For instance, when clean energy is cheap and abundant you might turn down freezers to minus 10 degrees instead of the usual minus 4 then allow the temperature to creep up as energy becomes less abundant and pricey.
The market is already primed for demand response, Stewart says especially through aggregation of services, which offers big opportunities.
But while these services are used most often by premium properties and businesses what of the smaller B and C grade buildings and second tier businesses?
Stewart says there is a big opportunity for the industry to aggregate services for the smaller end of town.
Australia the laggard
So how is Australia going – on a score of say, 100?
Stewart hesitates to nominate where Australia might stand but certainly it’s “far behind G7 countries some of whom have already legislated their commitment to net zero”.
And yet all the Australian states and territories have net zero commitments or aspirations, she points out. And the delivery of achievements against those goals from the private sector, is “extraordinary” and that’s where the “real bulk of activity is”.
“It’s the private sector understanding that if we carry on in this policy vacuum we will get to a catastrophic transition point sooner rather than later. There is a point at which we will have to change.”
Carbon border adjustments (or taxes) are underway in the EU, for instance.
“What will happen to us as a result of other countries taking action could be catastrophic”
Under Article 6 of the Paris Agreement that deals with the global carbon market, it would appear we are unlikely to get a single multi-lateral agreement. A range of bi-lateral agreements are possible, but Stewart thinks it could be problematic for Australia trading with countries that have mandated net zero targets by 2050 as well as interim targets.
She finds it hard to see how Australia won’t be forced to take adequate action at some point.
Energy minister Angus Taylor has technology solutions for net zero, she says, and we already have the technology available to meet the majority of our emissions reduction obligations to 2030.
There’s “no question we need the technology innovation for the 2030 to 2050 period, but we also need innovation in business models and in financial structures.”
“We’ve got the IOT the data structures and the analytics”, she says; “It’s a jigsaw puzzle.

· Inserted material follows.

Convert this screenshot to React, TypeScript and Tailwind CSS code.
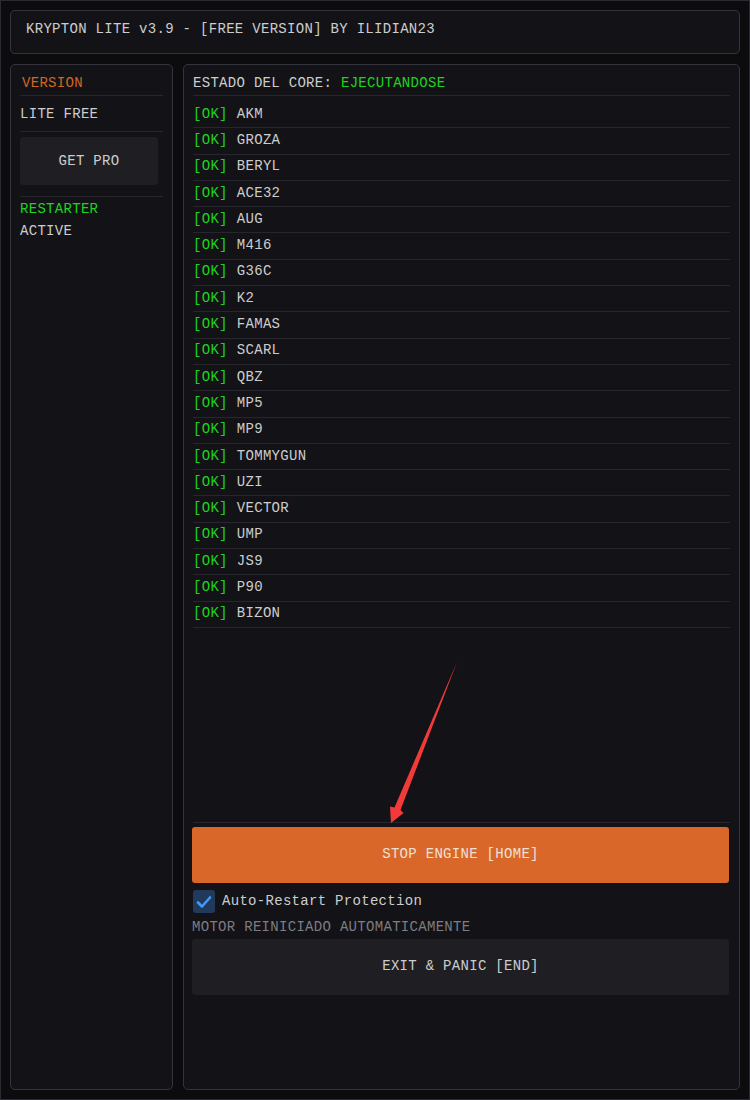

All that’s needed now is to let the pieces fall into place.”
“It’s a challenging place for our private sector to find itself in because so many companies in our private sector are at global best practice, however lack of progress at a federal level means they do not necessarily get credit for this performance.”
It’s a problem her company experiences directly.
“We’re world’s best practice with climate resilience and helping companies with the risk associated with the changed natural environment but because we are consultants operating in Australia, it can be difficult to prove our credentials on a global stage.”
Risk based work
Among some of the work that her company is increasingly taking encompass wider climate risk concerns that reach the attention of the C-suite.
An example is a project included in the Commonwealth Bank’s 2019 financial report which looked at the potential of climate impact on the bank’s agricultural loan book.
This involved mapping the location of agricultural loans on a 5 x 5 kilometre grid and overlaying on that climate models to 2060 to understand the impact of changes rainfall and temperature patterns on on-farm productivity; this can then be used to infer the ability of farms to pay back their loans.
“When people talk about energy and climate risk, I’m concerned that a lot of the time they are just looking at emissions reductions, but we are looking at this world of changed natural environment and it should not be underestimated.
“There is going to be a lot of work in adaptation and resilience even if we get to the point that there is not a lot of work in energy management.”